I mean, maybe there’s an Un’goro card that has some crazy synergy with a GvG card which drags an otherwise defunct card back into the meta. People have way less incentive to look at the entire catalogue of cards now, particularly high level / pro players.
At its core, Hearthstone is still simulating a physical card game played in a tavern, emulating the standard format used in other card games was a deliberate choice.
Pro players are the only ones that applies to, as I pointed out in my reply above. Wild format gives exactly the same rewards and has its own share of high level players as standard, and you can use any card from any set in wild.
I’m not clear on what issue you have with the game exactly. Wild format is exactly what you seem to want – it has ranks, each rank has the same rewards, progression is the same, legendary rank still gives the legend card back, and you can use any card you have. It’s just as competitive as standard format and many of the pros also play wild.

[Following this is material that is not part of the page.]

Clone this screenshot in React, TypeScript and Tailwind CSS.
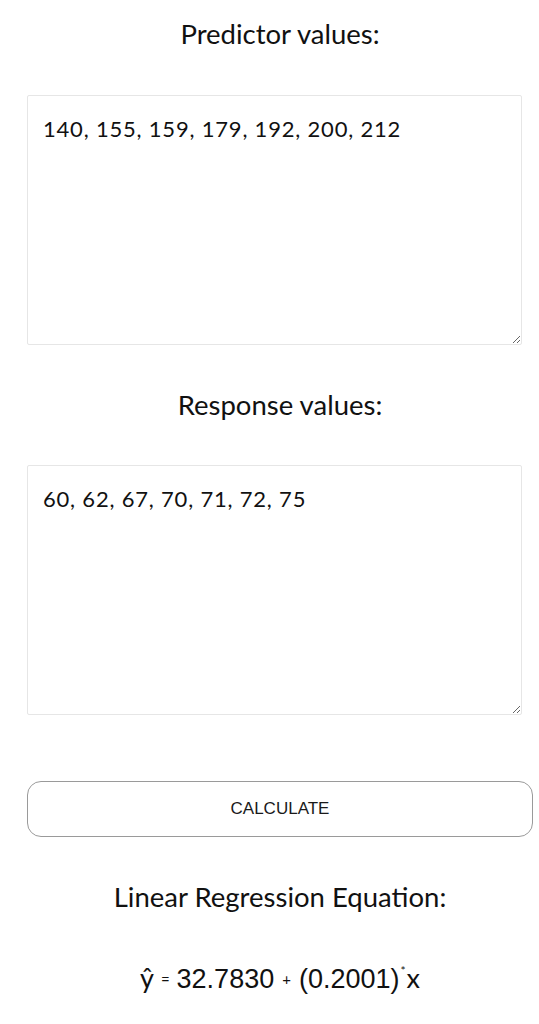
import React from "react";

const heading = "text-center text-[27.5px] leading-[30px] text-[#111] font-['Lato',sans-serif]";
const area =
  "block w-[495px] h-[250px] border border-[#e6e6e6] rounded-[2px] bg-white px-[15px] py-[18px] text-[22px] leading-[30px] tracking-[0.8px] text-[#111] font-['Lato',sans-serif] outline-none";

export default function App() {
  return (
    <div className="bg-white min-h-[1024px] w-[539px] overflow-hidden">
      <div className="ml-[27px] w-[506px] flex flex-col">
        <h2 className={`${heading} mt-[19px]`}>Predictor values:</h2>
        <textarea className={`${area} mt-[46px]`} defaultValue="140, 155, 159, 179, 192, 200, 212" />
        <h2 className={`${heading} mt-[45px]`}>Response values:</h2>
        <textarea className={`${area} mt-[45px]`} defaultValue="60, 62, 67, 70, 71, 72, 75" />
        <button className="mt-[66px] h-[56px] w-full rounded-[14px] border border-[#9a9a9a] bg-white text-[17px] text-[#1a1a1a] font-['Liberation_Sans',Arial,sans-serif]">
          CALCULATE
        </button>
        <h2 className={`${heading} mt-[45px]`}>Linear Regression Equation:</h2>
        <div className="mt-[46px] flex items-baseline justify-center text-[#111]">
          <span className="font-['Lato',sans-serif] text-[27px]">ŷ</span>
          <span className="font-['Lato',sans-serif] text-[15px] mx-[7px] relative -top-[3px]">=</span>
          <span className="font-['Liberation_Sans',Arial,sans-serif] text-[27px]">32.7830</span>
          <span className="font-['Lato',sans-serif] text-[15px] mx-[8px] relative -top-[3px]">+</span>
          <span className="font-['Liberation_Sans',Arial,sans-serif] text-[27px]">(0.2001)</span>
          <span className="font-['Lato',sans-serif] text-[12px] self-start mt-[4px] mx-[1px]">*</span>
          <span className="font-['Lato',sans-serif] text-[27px]">x</span>
        </div>
      </div>
    </div>
  );
}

I checked and Blizzard has even scheduled a wild pro tournament for later this year.
So what exactly do you feel you’re missing out on, just because standard format also exists?
In other news; Gwent open public beta now live…
I’ve been meaning to check that out.
I managed to get my hands on all 4 of the original and now discontinued physical decks and freaking adore Gwent.
I really enjoyed it in the Witcher. I’m not a big card game guy, but I really like how simple it is to learn and play. It strikes me as less complex than Hearthstone, though, maybe? I’ll be interested to see how it plays with other people.